I don't think laminated or fully hardened really matters - I think a thick cross section, actually, of fully hardened steel, is probably a better chisel for mortising because there won't be a tendency to bend or break at the lamination like both of mine did.

But, when you're hammering a large amount of varying hardness material, one part of the chisel is probably trying to go one way, and on the other side of the cut, the "bad parts" of the wood are bending a small amount of the chisel drastically, and pop. Assuming that's what occurred.

I have mortised a lot of trash material and never really had that issue, as well as a lot of better material where I was dealing in a deeper mortise with a chisel that had no side relief (1 above) and too deep, too rough with #2

If you have to do more to get a chisel out than kind of shoulder it up a little bit or lever it forward like you're shifting gears on a piece of machinery (takes some to do it, but not all of the force you can generate), then the cut needs to be thinner per slice.
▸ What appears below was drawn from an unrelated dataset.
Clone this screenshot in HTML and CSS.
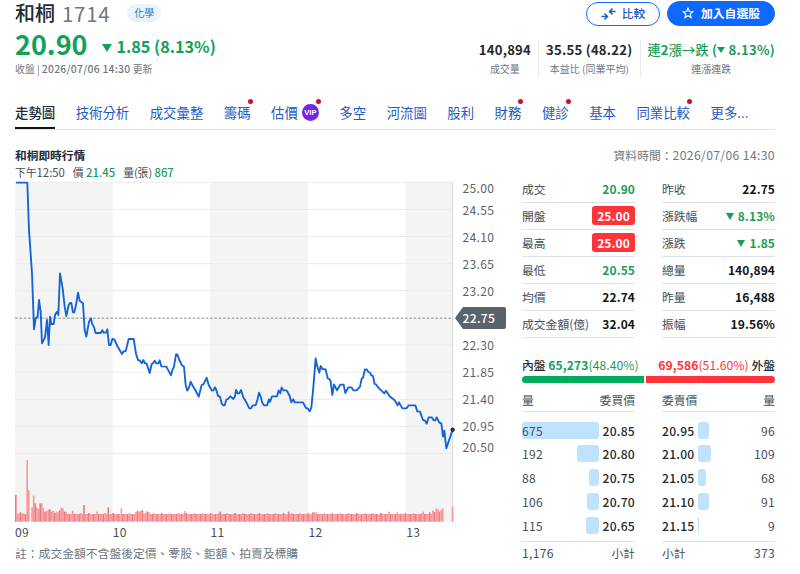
FILE: index.html
```html
<!DOCTYPE html>
<html lang="zh-Hant">
<head>
    <meta charset="UTF-8">
    <meta name="viewport" content="width=device-width, initial-scale=1.0">
    <title>和桐 1714</title>
    <link rel="stylesheet" href="styles.css">
</head>
<body>
    <header>
        <div class="quote">
            <div class="name-row">
                <h1>和桐</h1>
                <span class="code">1714</span>
                <span class="tag">化學</span>
            </div>
            <div class="price-row">
                <span class="price">20.90</span>
                <span class="change"><i class="down"></i>1.85 (8.13%)</span>
            </div>
            <div class="time">收盤 | <b>2026/07/06 14:30</b> 更新</div>
        </div>
        <div class="side">
            <div class="buttons">
                <button class="compare">
                    <svg width="15" height="12" viewBox="0 0 15 12" fill="none" stroke="currentColor" stroke-width="1.5">
                        <path d="M.5 8.5h5.5M3.500 5.500l3 3-3 3M14.500 3.500H9M11.500.5l-3 3 3 3"/>
                    </svg>
                    <span>比較</span>
                </button>
                <button class="add">
                    <svg width="12" height="12" viewBox="0 0 24 24" fill="none" stroke="currentColor" stroke-width="2.4">
                        <path d="M12 2.500l2.700 6.500 7 .6-5.300 4.600 1.600 6.900-6-3.700-6 3.700 1.600-6.900L2.300 9.600l7-.6z"/>
                    </svg>
                    <span>加入自選股</span>
                </button>
            </div>
            <div class="stats">
                <div class="stat"><b>140,894</b><span>成交量</span></div>
                <div class="stat"><b>35.55 (48.22)</b><span>本益比 (同業平均)</span></div>
                <div class="stat green"><b><em>連</em>2<em>漲→跌</em> (<i class="down"></i> 8.13%)</b><span>連漲連跌</span></div>
            </div>
        </div>
    </header>

    <nav>
        <a class="active">走勢圖</a>
        <a>技術分析</a>
        <a>成交彙整</a>
        <a class="dot">籌碼</a>
        <a class="dot vip-tab">估價<span class="vip">VIP</span></a>
        <a>多空</a>
        <a>河流圖</a>
        <a>股利</a>
        <a class="dot">財務</a>
        <a class="dot">健診</a>
        <a>基本</a>
        <a class="dot">同業比較</a>
        <a>更多...</a>
    </nav>

    <div class="section-head">
        <h2>和桐即時行情</h2>
        <div class="updated">資料時間：<span>2026/07/06 14:30</span></div>
    </div>

    <main>
        <section class="chart">
            <div class="legend">
                <span>下午<small>12:50</small></span>
                <span>價 <b>21.45</b></span>
                <span>量(張) <b>867</b></span>
            </div>
            <div class="plot-row">
                <svg class="plot" width="438" height="340" viewBox="0 0 1314 1020">
                    <g fill="#f4f4f4">
                        <rect x="0" y="0" width="293" height="1020"/>
                        <rect x="586" y="0" width="293" height="1020"/>
                        <rect x="1172" y="0" width="142" height="1020"/>
                    </g>
                    <path class="grid" d="M0 1H1314M0 82H1314M0 163.5H1314M0 245H1314M0 326H1314M0 489H1314M0 570.5H1314M0 652H1314M0 733H1314M0 814H1314"/>
                    <path class="border" d="M1313 0V1020"/>
                    <path class="prev" d="M0 408.5H1314"/>
                    <g id="volume"></g>
                    <polyline class="line" points="3,2 37,2 42,144 51,274 57,442 62,409 68,404 72,354 77,389 81,484 90,466 96,414 101,489 105,404 109,426 116,426 120,399 126,389 130,399 135,274 143,319 149,374 154,402 161,369 165,363 169,363 174,391 178,391 184,364 189,332 194,356 204,364 209,444 214,464 222,419 228,409 231,424 237,436 242,453 257,453 262,445 266,452 273,452 277,442 282,489 287,489 292,471 298,472 307,492 321,516 326,508 332,507 336,492 341,471 356,471 363,515
                    369,534 375,536 380,544 385,534 389,543 395,545 404,573 410,546 414,544 419,536 424,544 430,544 434,535 439,553 454,554 468,580 473,562 477,554 483,517 487,517 493,534 501,550 507,554 512,609 517,626 523,614 527,599 533,611 541,624 551,644 560,609 566,606 575,587 581,609 591,626 595,625 600,616 605,627 609,642 615,644 620,664 624,670 629,670 634,653 639,651 646,643 655,651 660,643 663,624 668,634 673,634 678,624
                    685,646 694,661 703,679 708,679 713,670 722,670 727,654 732,632 737,644 742,662 747,670 756,670 762,652 765,660 771,643 786,643 791,625 796,634 800,616 805,625 815,625 824,642 829,661 835,652 839,661 864,661 873,678 879,680 884,688 889,677 895,616 902,529 907,554 913,572 917,552 922,561 932,562 938,589 943,591 947,598 952,639 957,607 966,625 976,608 986,608 991,633 1000,616 1010,616 1015,625 1025,625 1035,614 1040,590 1044,587 1050,562 1055,562 1060,570 1065,572 1069,580 1074,582 1079,606 1084,608 1089,616 1108,634 1113,626 1124,643 1139,655 1148,670 1152,661 1162,679 1175,679 1181,670 1201,670 1207,688 1215,689 1224,714 1230,716 1235,725 1241,706 1250,706 1256,715 1261,715 1265,706 1273,722 1279,724 1284,764 1288,746 1294,799 1313,743"/>
                    <circle cx="1313" cy="743" r="6.5" fill="#232a31"/>
                </svg>
                <div class="y-axis">
                    <span>25.00</span>
                    <span>24.55</span>
                    <span>24.10</span>
                    <span>23.65</span>
                    <span>23.20</span>
                    <span class="current">22.75</span>
                    <span>22.30</span>
                    <span>21.85</span>
                    <span>21.40</span>
                    <span>20.95</span>
                    <span>20.50</span>
                </div>
            </div>
            <div class="x-axis"><span>09</span><span>10</span><span>11</span><span>12</span><span>13</span></div>
            <p class="note">註：成交金額不含盤後定價、零股、鉅額、拍賣及標購</p>
        </section>

        <section class="detail">
            <div class="columns">
                <ul class="list">
                    <li><span>成交</span><b class="green">20.90</b></li>
                    <li><span>開盤</span><b class="limit">25.00</b></li>
                    <li><span>最高</span><b class="limit">25.00</b></li>
                    <li><span>最低</span><b class="green">20.55</b></li>
                    <li><span>均價</span><b>22.74</b></li>
                    <li><span>成交金額(億)</span><b>32.04</b></li>
                </ul>
                <ul class="list">
                    <li><span>昨收</span><b>22.75</b></li>
                    <li><span>漲跌幅</span><b class="green"><i class="down"></i>8.13%</b></li>
                    <li><span>漲跌</span><b class="green"><i class="down"></i>1.85</b></li>
                    <li><span>總量</span><b>140,894</b></li>
                    <li><span>昨量</span><b>16,488</b></li>
                    <li><span>振幅</span><b>19.56%</b></li>
                </ul>
            </div>

            <div class="ratio">
                <div>內盤 <span class="green"><b>65,273</b>(48.40%)</span></div>
                <div><span class="red"><b>69,586</b>(51.60%)</span> 外盤</div>
            </div>
            <div class="ratio-bar">
                <div class="in" style="width: 48.4%"></div>
                <div class="out"></div>
            </div>

            <div class="columns">
                <div class="book buy">
                    <div class="book-head"><span>量</span><span>委買價</span></div>
                    <div class="book-body">
                        <div class="order"><div class="track"><i style="width: 100%"></i><span>675</span></div><b>20.85</b></div>
                        <div class="order"><div class="track"><i style="width: 28.4%"></i><span>192</span></div><b>20.80</b></div>
                        <div class="order"><div class="track"><i style="width: 13%"></i><span>88</span></div><b>20.75</b></div>
                        <div class="order"><div class="track"><i style="width: 15.7%"></i><span>106</span></div><b>20.70</b></div>
                        <div class="order"><div class="track"><i style="width: 17%"></i><span>115</span></div><b>20.65</b></div>
                    </div>
                    <div class="book-foot"><span class="num">1,176</span><span>小計</span></div>
                </div>
                <div class="book sell">
                    <div class="book-head"><span>委賣價</span><span>量</span></div>
                    <div class="book-body">
                        <div class="order"><b>20.95</b><div class="track"><i style="width: 14.2%"></i><span>96</span></div></div>
                        <div class="order"><b>21.00</b><div class="track"><i style="width: 16.1%"></i><span>109</span></div></div>
                        <div class="order"><b>21.05</b><div class="track"><i style="width: 10.1%"></i><span>68</span></div></div>
                        <div class="order"><b>21.10</b><div class="track"><i style="width: 13.5%"></i><span>91</span></div></div>
                        <div class="order"><b>21.15</b><div class="track"><i style="width: 1.3%"></i><span>9</span></div></div>
                    </div>
                    <div class="book-foot"><span>小計</span><span class="num">373</span></div>
                </div>
            </div>
        </section>
    </main>
    <script src="script.js"></script>
</body>
</html>
```
FILE: styles.css
```css
* {
    box-sizing: border-box;
}

body {
    font-family: "Noto Sans CJK TC", sans-serif;
    font-size: 11.8px;
    margin: 0;
    padding: 0 25px 0 15px;
    height: 574px;
    overflow: hidden;
    color: #232a31;
    background-color: #fff;
}

h1, h2, ul, p {
    margin: 0;
    padding: 0;
}

i, em {
    font-style: normal;
}

.green {
    color: #1a9d59;
}

.red {
    color: #ff333a;
}

.down {
    display: inline-block;
    border: 4px solid transparent;
    border-top: 7px solid currentColor;
    border-bottom: 0;
}

/* Header */
header {
    display: flex;
    justify-content: space-between;
    height: 92px;
}

.name-row {
    display: flex;
    align-items: center;
    height: 26px;
}

h1 {
    font-size: 20px;
    font-weight: 500;
    line-height: 24px;
}

.code {
    margin: -1px 0 0 7px;
    font-size: 20.5px;
    line-height: 24px;
    letter-spacing: 0.7px;
    color: #6e7780;
}

.tag {
    margin-left: 17px;
    padding: 0 7px;
    border-radius: 9px;
    font-size: 10px;
    line-height: 18px;
    color: #0f7fc9;
    background-color: #e8f4fd;
}

.price-row {
    display: flex;
    align-items: center;
    height: 36px;
    font-weight: 700;
    color: #12a05a;
}

.price {
    font-size: 27px;
    line-height: 32px;
}

.change {
    margin: 4px 0 0 14px;
    font-size: 16.2px;
    line-height: 24px;
}

.change .down {
    margin-right: 5px;
    vertical-align: 1px;
    border-width: 8px 5px 0;
}

.time {
    font-size: 9.9px;
    line-height: 14px;
    color: #6e7780;
}

.time b {
    font-size: 10.4px;
    font-weight: 500;
    letter-spacing: 0.25px;
}

.buttons {
    display: flex;
    justify-content: flex-end;
    gap: 7px;
    padding-top: 1px;
}

button {
    display: flex;
    align-items: center;
    justify-content: center;
    height: 25px;
    padding: 0 0 1px;
    border: 1.5px solid #0f69ff;
    border-radius: 13px;
    font-family: inherit;
    font-size: 11.8px;
    line-height: 18px;
}

button span {
    margin-top: -1px;
}

.compare {
    width: 74px;
    gap: 6px;
    height: 24px;
    margin-top: 1px;
    color: #1f5bc4;
    background-color: #fff;
    font-weight: 500;
}

.add {
    width: 108px;
    gap: 7px;
    color: #fff;
    background-color: #0f69ff;
    font-weight: 700;
}

.stats {
    display: flex;
    justify-content: flex-end;
    margin-top: 14px;
}

.stat {
    display: flex;
    flex-direction: column;
    align-items: center;
    height: 37px;
    padding: 0 7px;
    border-right: 1px solid #e8ebee;
    white-space: nowrap;
}

.stat:last-child {
    padding-right: 0;
    border: 0;
}

.stat b {
    font-size: 13.1px;
    line-height: 19px;
    letter-spacing: 0.25px;
}

.stat em {
    font-weight: 500;
}

.stat .down {
    border-width: 6px 4px 0;
    vertical-align: 2px;
}

.stat span {
    font-size: 10px;
    line-height: 19px;
    color: #6e7780;
}

/* Tabs */
nav {
    display: flex;
    justify-content: flex-start;
    gap: 20.5px;
    height: 38px;
    border-bottom: 1px solid #e0e4e9;
}

nav a {
    position: relative;
    height: 37px;
    padding-top: 10px;
    font-size: 13.4px;
    line-height: 20px;
    white-space: nowrap;
    color: #1f5bc4;
}

nav .active {
    color: #232a31;
    font-weight: 500;
    border-bottom: 2px solid #101518;
}

nav .dot::after {
    content: "";
    position: absolute;
    top: 7px;
    right: -2px;
    width: 5px;
    height: 5px;
    border-radius: 50%;
    background-color: #c8102e;
}

.vip-tab {
    display: flex;
    gap: 4px;
}

.vip {
    width: 17px;
    height: 17px;
    margin-top: 2px;
    border-radius: 50%;
    text-align: center;
    font: bold 7.5px/17px "Liberation Sans", sans-serif;
    color: #fff;
    background-color: #7524ea;
}

.section-head {
    display: flex;
    justify-content: space-between;
    margin-top: 15px;
    height: 20px;
    line-height: 20px;
}

h2 {
    font-size: 11.7px;
}

.updated {
    color: #6e7780;
}

.updated span {
    font-size: 12.2px;
    letter-spacing: 0.35px;
}

main {
    display: flex;
    justify-content: space-between;
}

/* Chart */
.chart {
    width: 492px;
}

.legend {
    display: flex;
    gap: 8px;
    height: 17px;
    font-size: 10.8px;
    line-height: 15px;
    color: #464e56;
}

.legend small {
    font-size: 11.3px;
}

.legend b {
    font-size: 11.3px;
    font-weight: 500;
    color: #1a9d59;
}

.plot-row {
    display: flex;
}

.plot {
    flex: none;
    overflow: visible;
}

.grid, .border, .prev, .line {
    fill: none;
    stroke: #ebebeb;
    stroke-width: 3;
}

.border {
    stroke: #d8dadd;
}

.prev {
    stroke: #8c9196;
    stroke-dasharray: 8 5;
}

.line {
    stroke: #1464d8;
    stroke-width: 5.6;
    stroke-linejoin: round;
}

.y-axis {
    display: flex;
    flex-direction: column;
    height: 288px;
    margin: -8px 0 0 2px;
    font-size: 12.1px;
    letter-spacing: 0.3px;
    color: #5b636a;
}

.y-axis span {
    height: 27.1px;
    padding-left: 7.5px;
    line-height: 27px;
}

.y-axis span:first-child {
    height: 21.5px;
}

.y-axis span:last-child {
    height: 21px;
    line-height: 15px;
}

.y-axis .current {
    width: 51px;
    height: 22px;
    margin: 3px 0 2px;
    line-height: 21px;
    font-weight: 500;
    color: #fff;
    background-color: #5b636a;
    border-radius: 2px;
    clip-path: polygon(0 50%, 8px 0, 100% 0, 100% 100%, 8px 100%);
}

.x-axis {
    display: flex;
    font-size: 12.1px;
    line-height: 20px;
    color: #464e56;
}

.x-axis span {
    width: 97.8px;
    letter-spacing: 0.3px;
}

.note {
    line-height: 22px;
    color: #6e7780;
}

/* Detail */
.detail {
    width: 253px;
}

.columns {
    display: flex;
    justify-content: space-between;
}

.list {
    width: 113px;
    padding-top: 10.5px;
    list-style: none;
}

.list li {
    display: flex;
    align-items: center;
    justify-content: space-between;
    height: 27.1px;
    padding-bottom: 1px;
    border-bottom: 1px solid #e0e4e9;
    color: #464e56;
    white-space: nowrap;
}

.list b {
    font-size: 12px;
    letter-spacing: 0.1px;
    color: #101518;
}

.list .green {
    color: #1a9d59;
}

.list .down {
    margin-right: 4px;
    vertical-align: 1px;
}

.list .limit {
    width: 43px;
    border-radius: 3px;
    line-height: 19px;
    text-align: center;
    color: #fff;
    background-color: #ff333a;
}

.ratio {
    display: flex;
    justify-content: space-between;
    margin-top: 16.4px;
    line-height: 22px;
    white-space: nowrap;
    font-weight: 500;
}

.ratio span {
    font-weight: 400;
    font-size: 12.1px;
    letter-spacing: 0.1px;
}

.ratio-bar {
    display: flex;
    gap: 2px;
    height: 7px;
    border-radius: 4px;
    overflow: hidden;
}

.in {
    flex: none;
    background-color: #00ab5e;
}

.out {
    flex: 1;
    background-color: #ff333a;
}

.book {
    width: 113px;
    color: #464e56;
}

.book-head, .book-foot {
    display: flex;
    justify-content: space-between;
}

.book-head {
    height: 29px;
    line-height: 34px;
    border-bottom: 1px solid #e0e4e9;
}

.book-body {
    padding-top: 6px;
    height: 130px;
    border-bottom: 1px solid #e0e4e9;
    font-size: 12.1px;
    letter-spacing: 0.25px;
}

.order {
    display: flex;
    align-items: center;
    gap: 4px;
    height: 23.7px;
}

.order b {
    font-weight: 500;
    color: #232a31;
}

.track {
    display: flex;
    position: relative;
    flex: 1;
    height: 17px;
    line-height: 17px;
}

.track i {
    border-radius: 3px;
    background-color: #bfe3ff;
}

.buy .track i {
    margin-left: auto;
}

/* quantities are written over the bars */
.track span {
    position: absolute;
    left: 0;
    top: 0;
}

.sell .track span {
    left: auto;
    right: 0;
}

.book-foot {
    line-height: 22px;
}

.num {
    font-size: 12.2px;
    letter-spacing: 0.25px;
}
```
FILE: script.js
```js
// Volume per minute, 09:00 to 13:30
const opening = [80, 24, 26, 28, 25, 24, 23, 185, 95, 0, 43, 78, 55, 42, 38, 55, 55, 40, 30, 32, 36, 37, 30, 32, 26, 30, 28, 34, 42, 40, 30, 29];
const spikes = {35: 33, 42: 50, 50: 30, 57: 43, 65: 40, 74: 29, 75: 33, 76: 30, 77: 32, 78: 35, 81: 31, 82: 29, 104: 32, 126: 30, 168: 30, 183: 28, 184: 28, 185: 28, 230: 30, 235: 28, 251: 30, 255: 28, 257: 34, 258: 29, 259: 40, 260: 37, 261: 30, 262: 35, 263: 40};
const volume = document.getElementById('volume');

for (let i = 0; i < 270; i++) {
    let height = opening[i];
    if (height === undefined) {
        height = spikes[i] || 23 + (i * 7 % 5 === 0 ? 3 : 0);
    }
    if (i > 263) {
        height = i === 269 ? 46 : 0;
    }
    const bar = document.createElementNS('http://www.w3.org/2000/svg', 'rect');
    bar.setAttribute('x', i * 4.87);
    bar.setAttribute('y', 1019 - height);
    bar.setAttribute('width', 4.87);
    bar.setAttribute('height', height);
    bar.setAttribute('fill', i % 3 === 0 ? '#e8797d' : '#fc9699');
    volume.appendChild(bar);
}
```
pigstickers aren't really a thing for most people because they have a long bevel and tall cross section. They don't really come into their own until you're working in deep mortises (and then the tall cross section and shallower primary angle makes them really easy to manipulate deep in, and less likely to get stuck). For cabinet mortises, quite often the mortise is getting to depth just at the point that a pigsticker is becoming useful. A lot of times you'll find one that's had the front of the chisel ground to a flat angle of 35 degrees or so, and for those, you end up with a lot of friction due to the large facet, and the loveliness of how the chisel works deep in a mortise with a longer primary bevel and rounded over back is lost.
 
a smaller cabinet mortise chisel with tapered sides is nice, though - firmers with dead flat sides do tend to get stuck a little in grippy wood. if you can feel the chisel bending a little when you're trying to get it out, you're close to its limits.
 
But, when you're hammering a large amount of varying hardness material, one part of the chisel is probably trying to go one way, and on the other side of the cut, the "bad parts" of the wood are bending a small amount of the chisel drastically, and pop. Assuming that's what occurred.

That's wholly consistent with what I saw digging the broken blades out, and before that if I'm honest. A less tired, more switched on Jelly would likely have spotted it before it happened, rather than doing the same stupid thing twice...

dealing in a deeper mortise with a chisel that had no side relief (1 above) and too deep, too rough with #2

If you have to do more to get a chisel out than kind of shoulder it up a little bit or lever it forward like you're shifting gears on a piece of machinery (takes some to do it, but not all of the force you can generate), then the cut needs to be thinner per slice.

I think you've summed up exactly the issues here, I was taking too big a chunk per slice, and compensating by using more force, driving the chisel too deep with each blow, then having to really work to lever the chisel out.

More haste definitely resulted in less speed as a result.
 
Not sure what sizes they do, but Crown tools make massive mortise chisels
that are kind of unwieldy long, I wouldn't be surprised if they made some 3/4" ones.
Not as tall, or not as much meat as on the pig stickers of old, but they might do the job if available.
I picked a new one up for a ten euros at a tool shop, too cheap not to.
Never used it though, so apologies that I cannot comment on it's performance.